As P&G Chief Brand Officer Marc Pritchard has said previously, the company notes in the new report that it’s not where it wants to be in multicultural representation, where its target is to move to 40 percent of overall employment vs. the current 25 percent. P&G is far closer to its goal of 50/50 representation of men and women at all levels, though its largely manufacturing and administrative employment base of positions that often don’t require college degrees is about two-thirds male.
Generally, P&G’s diversity numbers come in well ahead of agency holding companies that have reported data in recent months. They’re also similar to key competitors such as L’Oréal, Johnson & Johnson, Unilever and Estée Lauder, which posted diversity numbers this summer on Instagram in response to a call by the group Pull Up for Change. But Unilever’s diversity representation on its U.S. leadership team appears well ahead of P&G’s.
P&G did tell Pull Up for Change in July that 13 percent of its U.S. beauty business leadership is Black but has not previously released data on the ethnic makeup of its management across the whole U.S. business.

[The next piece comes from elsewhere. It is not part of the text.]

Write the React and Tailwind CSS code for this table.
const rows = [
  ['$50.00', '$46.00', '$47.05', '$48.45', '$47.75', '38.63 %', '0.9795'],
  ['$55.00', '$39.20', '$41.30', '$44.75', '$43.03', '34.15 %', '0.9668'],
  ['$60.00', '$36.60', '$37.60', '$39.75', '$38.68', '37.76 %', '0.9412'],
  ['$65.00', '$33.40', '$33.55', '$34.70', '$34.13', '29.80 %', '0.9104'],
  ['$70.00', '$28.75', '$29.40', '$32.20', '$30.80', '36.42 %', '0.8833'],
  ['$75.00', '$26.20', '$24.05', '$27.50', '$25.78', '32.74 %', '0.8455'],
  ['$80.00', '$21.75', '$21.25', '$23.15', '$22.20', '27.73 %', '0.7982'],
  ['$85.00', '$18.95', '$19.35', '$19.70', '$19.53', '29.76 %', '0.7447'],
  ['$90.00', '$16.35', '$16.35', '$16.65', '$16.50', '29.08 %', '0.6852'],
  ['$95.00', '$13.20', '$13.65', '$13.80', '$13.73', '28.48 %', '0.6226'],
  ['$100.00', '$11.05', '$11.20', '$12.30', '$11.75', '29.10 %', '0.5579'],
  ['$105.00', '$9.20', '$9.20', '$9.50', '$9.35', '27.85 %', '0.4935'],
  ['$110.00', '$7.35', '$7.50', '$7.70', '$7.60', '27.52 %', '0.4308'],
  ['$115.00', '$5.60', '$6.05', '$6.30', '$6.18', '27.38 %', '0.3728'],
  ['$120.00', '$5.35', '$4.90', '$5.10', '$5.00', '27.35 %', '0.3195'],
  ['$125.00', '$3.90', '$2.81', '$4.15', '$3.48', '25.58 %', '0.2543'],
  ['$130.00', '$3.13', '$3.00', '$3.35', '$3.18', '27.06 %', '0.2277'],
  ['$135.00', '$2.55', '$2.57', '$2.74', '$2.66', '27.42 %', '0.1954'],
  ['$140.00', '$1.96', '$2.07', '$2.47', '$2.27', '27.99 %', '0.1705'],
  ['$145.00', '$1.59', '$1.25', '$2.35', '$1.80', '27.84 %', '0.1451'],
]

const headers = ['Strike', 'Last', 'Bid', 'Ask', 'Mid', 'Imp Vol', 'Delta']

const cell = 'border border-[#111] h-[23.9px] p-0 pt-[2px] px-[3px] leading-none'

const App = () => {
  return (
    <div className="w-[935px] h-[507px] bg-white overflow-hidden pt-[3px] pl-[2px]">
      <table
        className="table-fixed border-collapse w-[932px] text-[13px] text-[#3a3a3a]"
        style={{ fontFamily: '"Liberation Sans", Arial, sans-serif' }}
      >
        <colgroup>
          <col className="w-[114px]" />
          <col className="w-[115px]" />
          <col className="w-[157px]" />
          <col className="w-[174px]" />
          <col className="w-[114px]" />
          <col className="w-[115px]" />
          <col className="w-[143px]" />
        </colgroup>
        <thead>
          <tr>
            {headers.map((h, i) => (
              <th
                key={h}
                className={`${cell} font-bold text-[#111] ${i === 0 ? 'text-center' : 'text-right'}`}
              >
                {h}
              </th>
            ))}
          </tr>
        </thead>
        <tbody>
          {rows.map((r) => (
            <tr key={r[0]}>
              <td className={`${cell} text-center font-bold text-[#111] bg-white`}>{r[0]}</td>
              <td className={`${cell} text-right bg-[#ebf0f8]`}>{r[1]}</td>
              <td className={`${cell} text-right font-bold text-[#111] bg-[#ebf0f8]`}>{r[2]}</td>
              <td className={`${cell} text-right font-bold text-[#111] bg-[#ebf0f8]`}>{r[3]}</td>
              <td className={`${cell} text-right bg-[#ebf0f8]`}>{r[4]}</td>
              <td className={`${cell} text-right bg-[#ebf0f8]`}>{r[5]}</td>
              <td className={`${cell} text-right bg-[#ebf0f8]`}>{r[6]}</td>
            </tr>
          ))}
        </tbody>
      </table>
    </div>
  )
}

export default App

While the new release goes further than P&G has publicly gone up to now, it’s not likely to satisfy the Berkeley, Calif.-based group As You Sow, which has filed a shareholder resolution for the company’s October annual meeting calling for annual disclosure of Equal Opportunity Commission data and more detailed promotion, recruitment and retention-rate data by gender and ethnicity.

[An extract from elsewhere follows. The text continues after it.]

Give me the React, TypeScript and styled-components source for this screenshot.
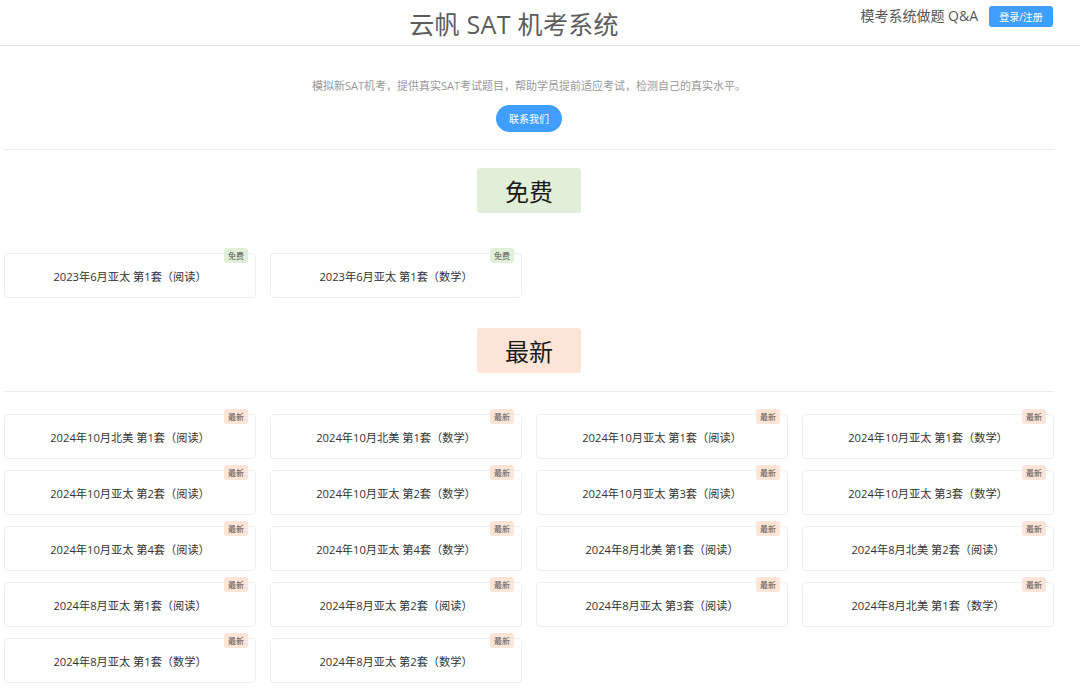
import React from "react";
import styled, { createGlobalStyle } from "styled-components";

type Tone = "free" | "new";

const toneColors: Record<Tone, string> = {
  free: "#e1efd8",
  new: "#fce4d6",
};

const freeItems = ["2023年6月亚太 第1套（阅读）", "2023年6月亚太 第1套（数学）"];

const newItems = [
  "2024年10月北美 第1套（阅读）",
  "2024年10月北美 第1套（数学）",
  "2024年10月亚太 第1套（阅读）",
  "2024年10月亚太 第1套（数学）",
  "2024年10月亚太 第2套（阅读）",
  "2024年10月亚太 第2套（数学）",
  "2024年10月亚太 第3套（阅读）",
  "2024年10月亚太 第3套（数学）",
  "2024年10月亚太 第4套（阅读）",
  "2024年10月亚太 第4套（数学）",
  "2024年8月北美 第1套（阅读）",
  "2024年8月北美 第2套（阅读）",
  "2024年8月亚太 第1套（阅读）",
  "2024年8月亚太 第2套（阅读）",
  "2024年8月亚太 第3套（阅读）",
  "2024年8月北美 第1套（数学）",
  "2024年8月亚太 第1套（数学）",
  "2024年8月亚太 第2套（数学）",
];

const GlobalStyle = createGlobalStyle`
  body {
    margin: 0;
    background: #fff;
    font-family: "Open Sans", "Noto Sans CJK SC", sans-serif;
    color: #333;
  }
`;

export default function App() {
  return (
    <>
      <GlobalStyle />
      <Header>
        <Title>云帆 SAT 机考系统</Title>
        <HeaderRight>
          <NavLink>模考系统做题 Q&amp;A</NavLink>
          <LoginButton>登录/注册</LoginButton>
        </HeaderRight>
      </Header>

      <Main>
        <Intro>
          <IntroText>模拟新SAT机考，提供真实SAT考试题目，帮助学员提前适应考试，检测自己的真实水平。</IntroText>
          <ContactButton>联系我们</ContactButton>
        </Intro>

        <Divider />

        <SectionHead>
          <SectionBadge tone="free">免费</SectionBadge>
        </SectionHead>
        <CardGrid $top={40}>
          {freeItems.map((t) => (
            <Card key={t}>
              <Tag tone="free">免费</Tag>
              {t}
            </Card>
          ))}
        </CardGrid>

        <SectionHead $top={30}>
          <SectionBadge tone="new">最新</SectionBadge>
        </SectionHead>
        <Divider $top={18} />
        <CardGrid $top={22}>
          {newItems.map((t) => (
            <Card key={t}>
              <Tag tone="new">最新</Tag>
              {t}
            </Card>
          ))}
        </CardGrid>
      </Main>
    </>
  );
}

const Header = styled.header`
  position: relative;
  height: 45px;
  border-bottom: 1px solid #e8e8e8;
  display: flex;
  align-items: center;
  justify-content: center;
`;

const Title = styled.h1`
  margin: 0 0 0 -52px;
  font-family: "Open Sans", "Noto Sans CJK SC", sans-serif;
  font-size: 25px;
  font-weight: 400;
  color: #5c5c5c;
  letter-spacing: 0.3px;
`;

const HeaderRight = styled.div`
  position: absolute;
  right: 27px;
  top: 5px;
  display: flex;
  align-items: center;
  gap: 11px;
`;

const NavLink = styled.span`
  font-size: 14px;
  color: #555;
  line-height: 22px;
`;

const LoginButton = styled.button`
  width: 64px;
  height: 21px;
  border: none;
  border-radius: 3px;
  background: #409eff;
  color: #fff;
  font-family: "Open Sans", "Noto Sans CJK SC", sans-serif;
  font-size: 10px;
  padding: 0;
`;

const Main = styled.main`
  width: 1050px;
  margin-left: 4px;
  padding-bottom: 10px;
`;

const Intro = styled.section`
  display: flex;
  flex-direction: column;
  align-items: center;
  padding-top: 32px;
`;

const IntroText = styled.p`
  margin: 0;
  font-size: 11px;
  line-height: 16px;
  color: #999;
`;

const ContactButton = styled.button`
  margin-top: 11px;
  width: 66px;
  height: 27px;
  border: none;
  border-radius: 14px;
  background: #409eff;
  color: #fff;
  font-family: "Open Sans", "Noto Sans CJK SC", sans-serif;
  font-size: 10px;
  padding: 0;
`;

const Divider = styled.hr<{ $top?: number }>`
  margin: ${(p) => p.$top ?? 17}px 0 0;
  border: none;
  border-top: 1px solid #ececec;
`;

const SectionHead = styled.div<{ $top?: number }>`
  display: flex;
  justify-content: center;
  margin-top: ${(p) => p.$top ?? 18}px;
`;

const SectionBadge = styled.div<{ tone: Tone }>`
  width: 104px;
  height: 45px;
  border-radius: 3px;
  background: ${(p) => toneColors[p.tone]};
  display: flex;
  align-items: center;
  justify-content: center;
  font-family: "Noto Sans CJK SC", sans-serif;
  font-size: 24px;
  color: #1a1a1a;
`;

const CardGrid = styled.div<{ $top: number }>`
  display: grid;
  grid-template-columns: repeat(4, 252px);
  column-gap: 14px;
  row-gap: 11px;
  margin-top: ${(p) => p.$top}px;
`;

const Card = styled.div`
  position: relative;
  height: 45px;
  box-sizing: border-box;
  border: 1px solid #ebeef5;
  border-radius: 4px;
  background: #fff;
  display: flex;
  align-items: center;
  justify-content: center;
  font-size: 11.2px;
  color: #333;
`;

const Tag = styled.span<{ tone: Tone }>`
  position: absolute;
  top: -6px;
  right: 7px;
  height: 15px;
  padding: 0 4px;
  border-radius: 3px;
  background: ${(p) => toneColors[p.tone]};
  font-size: 8px;
  line-height: 15px;
  color: #555;
`;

“Procter & Gamble has put a huge amount of resources around trying to recruit more diverse clients and marketing around racial justice themes,” says Meredith Benton, workplace equity program manager of As You Sow. “What we don’t have is data from Procter & Gamble.”

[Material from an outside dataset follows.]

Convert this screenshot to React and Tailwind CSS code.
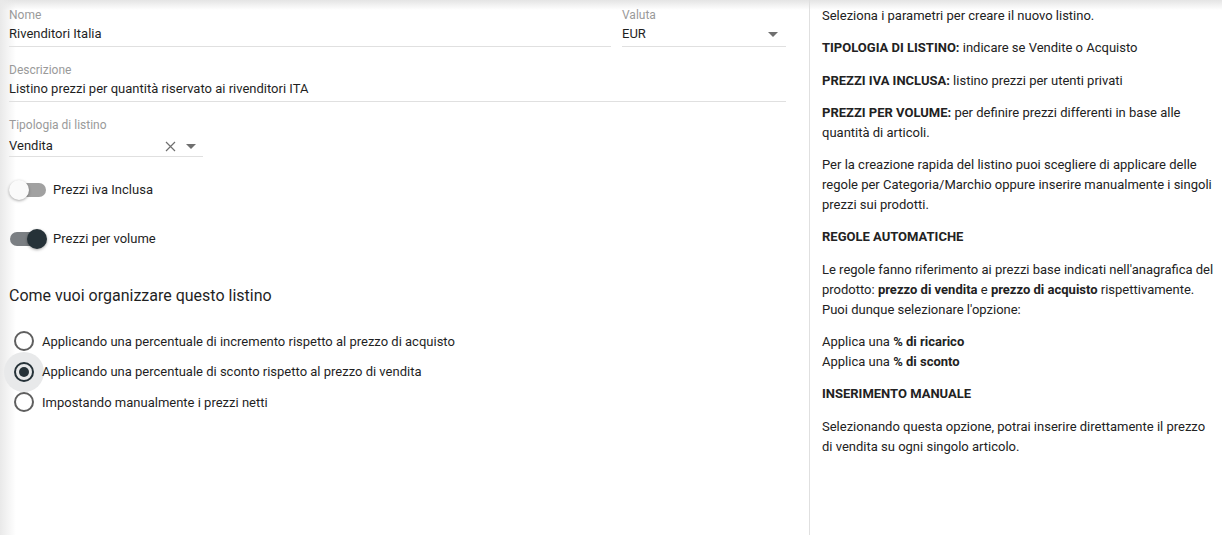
import { useState } from "react";

const font = { fontFamily: "Roboto, 'Noto Sans', Arial, sans-serif" };

function Field({ label, value, className = "", children }) {
  return (
    <div className={className}>
      <div className="text-[12px] leading-4 text-[#9a9a9a]">{label}</div>
      <div className="mt-px flex items-center h-[23px] pb-[2px] border-b border-[#e0e0e0] text-[13px] text-[#1f1f1f]">
        <span className="flex-1 truncate">{value}</span>
        {children}
      </div>
    </div>
  );
}

function Caret() {
  return (
    <svg width="10" height="5" viewBox="0 0 10 5" className="text-[#6f6f6f]">
      <path d="M0 0 L10 0 L5 5 Z" fill="currentColor" />
    </svg>
  );
}

function Toggle({ on, label }) {
  return (
    <div className="flex items-center h-6">
      <div className="relative w-9 h-[14px] ml-px">
        <div
          className={`absolute inset-0 rounded-full ${on ? "bg-[#7b7f83]" : "bg-[#a1a1a1]"}`}
        />
        <div
          className={`absolute top-1/2 -translate-y-1/2 w-5 h-5 rounded-full shadow-[0_1px_3px_rgba(0,0,0,0.35)] ${
            on ? "left-[17px] bg-[#263238]" : "-left-px bg-[#fafafa]"
          }`}
        />
      </div>
      <span className="ml-[7px] text-[13px] text-[#1f1f1f]">{label}</span>
    </div>
  );
}

function Radio({ checked, label, onClick }) {
  return (
    <div className="flex items-center h-[30.5px] cursor-pointer" onClick={onClick}>
      <div className="relative w-5 h-5 ml-[5px] shrink-0">
        {checked && (
          <div className="absolute -inset-[10px] rounded-full bg-[#e8e9ea]" />
        )}
        <div
          className={`absolute inset-0 rounded-full border-2 ${
            checked ? "border-[#263238]" : "border-[#5f5f5f]"
          }`}
        />
        {checked && (
          <div className="absolute inset-[5px] rounded-full bg-[#263238]" />
        )}
      </div>
      <span className="relative ml-[8px] text-[13px] text-[#1f1f1f]">{label}</span>
    </div>
  );
}

export default function App() {
  const [mode, setMode] = useState(1);

  const options = [
    "Applicando una percentuale di incremento rispetto al prezzo di acquisto",
    "Applicando una percentuale di sconto rispetto al prezzo di vendita",
    "Impostando manualmente i prezzi netti",
  ];

  return (
    <div
      style={font}
      className="relative flex h-[535px] w-full bg-white overflow-hidden"
    >
      {/* shadows */}
      <div className="pointer-events-none absolute inset-x-0 top-0 h-[10px] bg-gradient-to-b from-[#e4e4e4] to-transparent" />
      <div className="pointer-events-none absolute inset-y-0 left-0 w-[16px] bg-gradient-to-r from-[#e9e9e9] to-transparent" />

      {/* Left form */}
      <div className="relative w-[810px] shrink-0 border-r border-[#e0e0e0] pl-[9px] pr-[23px] pt-[7px]">
        <div className="flex gap-[11px]">
          <Field label="Nome" value="Rivenditori Italia" className="w-[602px]" />
          <Field label="Valuta" value="EUR" className="w-[164px]">
            <span className="mr-[8px]">
              <Caret />
            </span>
          </Field>
        </div>

        <Field
          label="Descrizione"
          value="Listino prezzi per quantità riservato ai rivenditori ITA"
          className="mt-[15px]"
        />

        <div className="mt-[15px] w-[194px]">
          <div className="text-[12px] leading-4 text-[#9a9a9a]">Tipologia di listino</div>
          <div className="mt-[3px] flex items-center h-[21px] border-b border-[#e0e0e0] text-[13px] text-[#1f1f1f]">
            <span className="flex-1">Vendita</span>
            <svg width="11" height="11" viewBox="0 0 11 11" className="mr-[10px] text-[#6f6f6f]">
              <path d="M1 1 L10 10 M10 1 L1 10" stroke="currentColor" strokeWidth="1.2" />
            </svg>
            <span className="mr-[7px]">
              <Caret />
            </span>
          </div>
        </div>

        <div className="mt-[21px]">
          <Toggle on={false} label="Prezzi iva Inclusa" />
        </div>
        <div className="mt-[25px]">
          <Toggle on label="Prezzi per volume" />
        </div>

        <h2 className="mt-[33px] text-[16px] leading-6 text-[#1f1f1f]">
          Come vuoi organizzare questo listino
        </h2>

        <div className="mt-[18px]">
          {options.map((o, i) => (
            <Radio key={i} checked={mode === i} label={o} onClick={() => setMode(i)} />
          ))}
        </div>
      </div>

      {/* Right help */}
      <div className="relative flex-1 pl-[12px] pr-[6px] pt-[6px] text-[13px] leading-5 text-[#222]">
        <p>Seleziona i parametri per creare il nuovo listino.</p>
        <p className="mt-[12.3px]">
          <b className="font-bold">TIPOLOGIA DI LISTINO:</b> indicare se Vendite o Acquisto
        </p>
        <p className="mt-[12.3px]">
          <b className="font-bold">PREZZI IVA INCLUSA:</b> listino prezzi per utenti privati
        </p>
        <p className="mt-[12.3px]">
          <b className="font-bold">PREZZI PER VOLUME:</b> per definire prezzi differenti in base alle
          quantità di articoli.
        </p>
        <p className="mt-[12.3px]">
          Per la creazione rapida del listino puoi scegliere di applicare delle regole per
          Categoria/Marchio oppure inserire manualmente i singoli prezzi sui prodotti.
        </p>
        <p className="mt-[12.3px] font-bold">REGOLE AUTOMATICHE</p>
        <p className="mt-[12.3px]">
          Le regole fanno riferimento ai prezzi base indicati nell'anagrafica del prodotto:{" "}
          <b className="font-bold">prezzo di vendita</b> e{" "}
          <b className="font-bold">prezzo di acquisto</b> rispettivamente. Puoi dunque selezionare
          l'opzione:
        </p>
        <p className="mt-[12.3px]">
          Applica una <b className="font-bold">% di ricarico</b>
          <br />
          Applica una <b className="font-bold">% di sconto</b>
        </p>
        <p className="mt-[12.3px] font-bold">INSERIMENTO MANUALE</p>
        <p className="mt-[12.3px]">
          Selezionando questa opzione, potrai inserire direttamente il prezzo di vendita su ogni
          singolo articolo.
        </p>
      </div>
    </div>
  );
}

That was before P&G indicated it would publicly release more data, which Benton said she welcomes, but she still wants more-detailed data sets released, including annual Equal Employment Opportunity Commission data.
“There are standardized data sets that a pretty significant portion of the S&P 100 releases,” Benton says. “Procter & Gamble has declined to release that data. And then there are additional indicators that we find to be highly useful in understanding the effectiveness of a diversity, equity and inclusion program. And that’s around promotion rates, recruitment rates and retention rates of diverse employees. A smaller subset of the S&P 100 currently provides that.”
Benton says P&G’s high-profile marketing on gender and racial justice issues, including such videos as “The Talk” and “The Look” and the #WeSeeEqual series, has created expectations that it will lead other companies in data disclosure too. The issue is of importance to shareholders, she says, because of numerous third-party studies and statements by P&G that diverse teams outperform others.
In its response to the shareholder proposal, on which it recommends a “no” vote, P&G says that it already provides substantial reporting to the public and at least eight third-party evaluators or scorecards on its employment diversity data. Adding another reporting system wouldn’t provide much value but would add to administrative costs, the company argues.
“We believe our efforts, externally and internally, provide ample evidence that the company means what it says on diversity and inclusion and is making substantive progress linked to the strength of our business,” the company says.
“For us, it’s being able to tell the entire story,” says P&G Chief Communications Officer Damon Jones. “If we want people to judge whether we’re walking the talk, we want them to look at the data, the programs, multiple aspects, as opposed to having a singular dimension by which they measure our success.”